Corp Comm Connects

Province to pilot take-home tests for Ontario secondary students exposed to COVID-19

thestar.com
Aug. 24, 2021
Kristin Rushowy

The government is launching an eight-week pilot project in a number of boards across the province to distribute take-home COVID-19 test kits to high school students and staff exposed to COVID-19, according to a memo sent to directors of education Tuesday morning.

The memo, obtained by the Star, said the program will begin the week of Sept. 7 as most schools reopen, targetting 13 public health units -- encompassing about 40 boards, including those in Durham, Peel and York Regions -- and that “through this pilot, students and staff who are vaccinated and asymptomatic will receive a take-home self-collection kit when they have been identified as a high-risk contact as part of an identified cohort or outbreak.”

It will run until the end of October and could be expanded province-wide, wrote Deputy Education Minister Nancy Naylor.

“The pilot project is intended for vaccinated, asymptomatic high-risk contacts (both staff/students). However, students are not required to disclose their vaccination status in order to participate in the pilot. Participation in the pilot is voluntary for staff/students. Students, staff and families will continue to have the option to seek testing through their local assessment centre/specimen collection centre or the option to isolate,” Naylor said in the memo.

“This testing approach is in addition to locally driven testing initiatives and may be expanded throughout the school year based on uptake, effectiveness, and demand.”

A similar approach has been used in Toronto and Ottawa -- including Michael Garron Hospital in East York, where its school outreach team provided take-home test kits to families after exposure. Students were provided with PCR (polymerase chain reaction) tests with an easy mouth or nasal swab they could do themselves.

For the provincial pilot, principals in schools are to hand out kits to teens in exposed classes or cohorts -- with access to how-to videos online.

“Schools will be the drop-off location for completed and packaged specimens and will be provided drop-off boxes,” the memo says. “An on-demand courier will pick up specimens from school locations. Completed and properly packaged specimens do not pose a safety risk.”

Health units were chosen based on “based on local public health context, including vaccination rates and recent historical data on positivity rates,” Naylor also wrote.

“A mix of schools was identified within 13 public health units to achieve a diverse mix of geographies and a balance of school settings (i.e., considering factors such as location, enrolment size, proximity to local testing centres). Consideration was also given to site distribution across identified school boards. These factors were considered to draw experiences and lessons learned to inform potential expansion and a broader provincial roll-out.”
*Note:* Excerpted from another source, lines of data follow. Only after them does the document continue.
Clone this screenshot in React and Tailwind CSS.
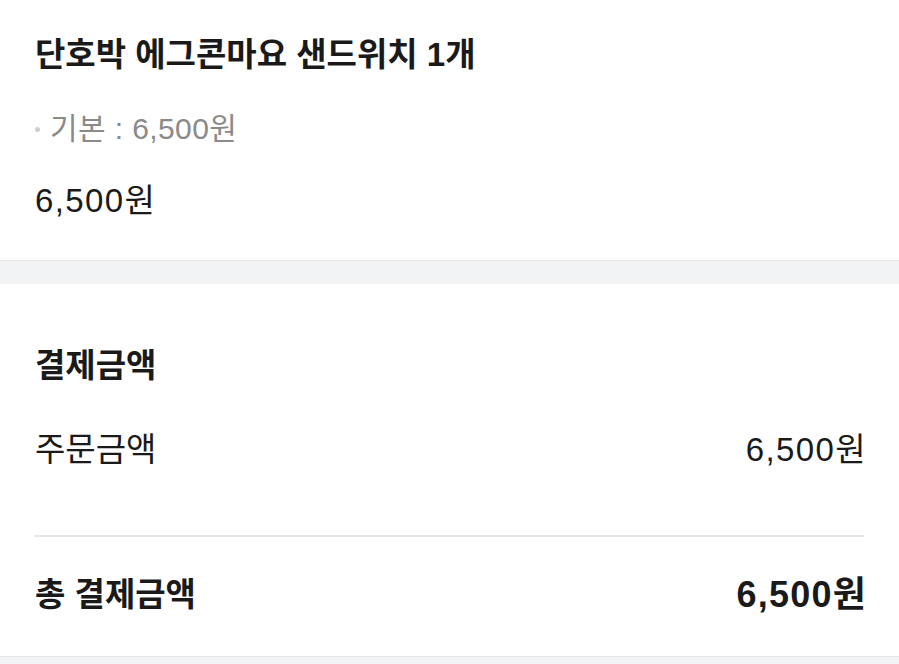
export default function App() {
  const font = { fontFamily: '"Liberation Sans", "Noto Sans CJK KR", sans-serif' }
  return (
    <div className="w-[899px] h-[664px] overflow-hidden bg-[#f2f3f5] text-[#1a1a1a]" style={font}>
      {/* Order item */}
      <section className="bg-white px-[35px] pt-[35px] pb-[39px] border-b border-[#e4e5e7]">
        <h1 className="text-[33px] leading-[40px] font-bold">단호박 에그콘마요 샌드위치 1개</h1>
        <div className="mt-[33px] flex items-center h-[40px] text-[30px] tracking-[0.4px] text-[#8a8a8a]">
          <span className="w-[5px] h-[5px] rounded-full bg-[#cfcfcf] mr-[10px] mt-[3px]" />
          <span>기본 : 6,500원</span>
        </div>
        <p className="mt-[33px] text-[33px] leading-[40px] tracking-[1.4px]">6,500원</p>
      </section>

      <div className="h-[23px]" />

      {/* Payment summary */}
      <section className="bg-white px-[35px] pt-[62px] pb-[41px] border-b border-[#e4e5e7]">
        <h2 className="text-[33px] leading-[40px] font-bold">결제금액</h2>
        <div className="mt-[44px] flex justify-between items-center text-[33px] leading-[40px]">
          <span>주문금액</span>
          <span className="tracking-[1.4px] -mr-[3px]">6,500원</span>
        </div>
        <div className="mt-[65px] h-[2px] bg-[#e6e6e8]" />
        <div className="mt-[38px] flex justify-between items-center leading-[40px] font-bold">
          <span className="text-[33px]">총 결제금액</span>
          <span className="text-[36px] tracking-[1.2px] -mr-[3px]">6,500원</span>
        </div>
      </section>
    </div>
  )
}
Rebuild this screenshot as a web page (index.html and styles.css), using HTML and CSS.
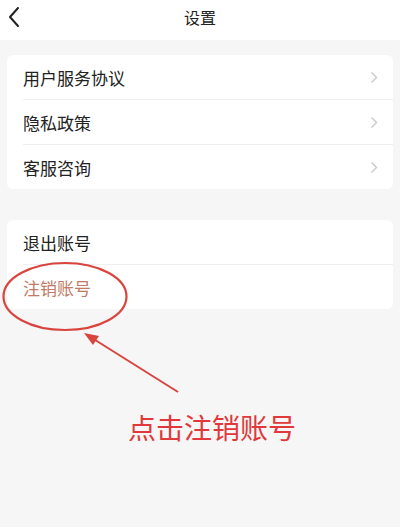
FILE: index.html
```html
<!DOCTYPE html>
<html lang="zh-CN">
<head>
<meta charset="utf-8">
<title>设置</title>
<link rel="stylesheet" href="styles.css">
</head>
<body>
<div class="page">
  <header class="header">
    <svg class="back" width="14" height="22" viewBox="0 0 14 22"><path d="M10 2 L2 11 L10 20" fill="none" stroke="#222" stroke-width="2" stroke-linecap="round" stroke-linejoin="round"/></svg>
    <div class="title">设置</div>
  </header>
  <section class="card card-first">
    <div class="row"><span class="label">用户服务协议</span><svg class="chev" width="8" height="13" viewBox="0 0 8 13"><path d="M1.5 1.5 L6.5 6.5 L1.5 11.5" fill="none" stroke="#c8c8c8" stroke-width="1.4"/></svg></div>
    <div class="row"><span class="label">隐私政策</span><svg class="chev" width="8" height="13" viewBox="0 0 8 13"><path d="M1.5 1.5 L6.5 6.5 L1.5 11.5" fill="none" stroke="#c8c8c8" stroke-width="1.4"/></svg></div>
    <div class="row last"><span class="label">客服咨询</span><svg class="chev" width="8" height="13" viewBox="0 0 8 13"><path d="M1.5 1.5 L6.5 6.5 L1.5 11.5" fill="none" stroke="#c8c8c8" stroke-width="1.4"/></svg></div>
  </section>
  <section class="card card-second">
    <div class="row"><span class="label">退出账号</span></div>
    <div class="row last"><span class="label danger">注销账号</span></div>
  </section>
  <div class="callout">点击注销账号</div>
  <svg class="annot" width="400" height="527" viewBox="0 0 400 527">
    <ellipse cx="65" cy="296.5" rx="61.5" ry="33.5" fill="none" stroke="#d9443f" stroke-width="2.2"/>
    <line x1="178" y1="392" x2="92" y2="338" stroke="#d9443f" stroke-width="2"/>
    <polygon points="84,333 99,336 93,345" fill="#d9443f"/>
  </svg>
</div>
</body>
</html>
```
FILE: styles.css
```css
html, body {
  margin: 0;
  padding: 0;
  background: #f6f6f6;
}
.page {
  position: relative;
  width: 400px;
  height: 527px;
  overflow: hidden;
  font-family: "Noto Sans CJK SC", "Noto Sans", sans-serif;
  color: #333;
}
.header {
  height: 40px;
  background: #fff;
  display: flex;
  justify-content: center;
  position: relative;
}
.back {
  position: absolute;
  left: 8px;
  top: 6px;
}
.title {
  font-size: 16px;
  line-height: 34px;
  color: #222;
}
.card {
  background: #fff;
  margin: 0 7px;
  border-radius: 6px;
}
.card-first {
  margin-top: 15px;
}
.card-second {
  margin-top: 31px;
}
.row {
  height: 44px;
  margin-left: 16px;
  padding-right: 15px;
  border-bottom: 1px solid #efefef;
  display: flex;
  align-items: center;
  justify-content: space-between;
}
.row.last {
  border-bottom: none;
}
.label {
  font-size: 17px;
  color: #222;
}
.label.danger {
  color: #c27a66;
}
.chev {
  display: block;
}
.callout {
  margin-top: 98px;
  margin-left: 128px;
  font-size: 28px;
  line-height: 40px;
  color: #e0383b;
}
.annot {
  position: absolute;
  left: 0;
  top: 0;
  pointer-events: none;
}
```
She said Toronto and Ottawa boards are not a part of the pilot “to avoid duplicating services that are already being made broadly available in these regions.”

A government source told the Star that the pilot will make testing “more accessible, to more families in Ontario” and will “ensure turnaround time on results to reduce student absenteeism and keep kids in class” if exposed to COVID -- a concern among parents when children were learning in-person last year as delayed test results kept kids out of school longer than needed.

In general, when students or staff require COVID testing because of exposure, the province is looking for “a testing approach that is as minimally invasive as possible (e.g. nasal, mouth and saliva testing),” the Naylor memo says, urging boards to work with their public health units and ensure testing options like mobile clinics are available.

Health units taking part in the provincial pilot are: Chatham-Kent, Durham Region, Eastern Ontario, Grey Bruce, Haldimand-Norfolk, Middlesex-London, Niagara Region, Northwestern, Peel Region, Porcupine, Thunder Bay, Windsor-Essex and York Region.

In a report on back-to-school safety recommendations, pediatric experts at Sick Kids and CHEO (Children’s Hospital of Eastern Ontario), low-barrier testing was encouraged in low-COVID areas “as an early warning system for emerging SARS-CoV-2 variants and increased transmission.”

It also said that to boost testing uptake, less invasive tests should be used with accessible testing locations, including pop-up clinics and take-home kits -- and that rapid results are key.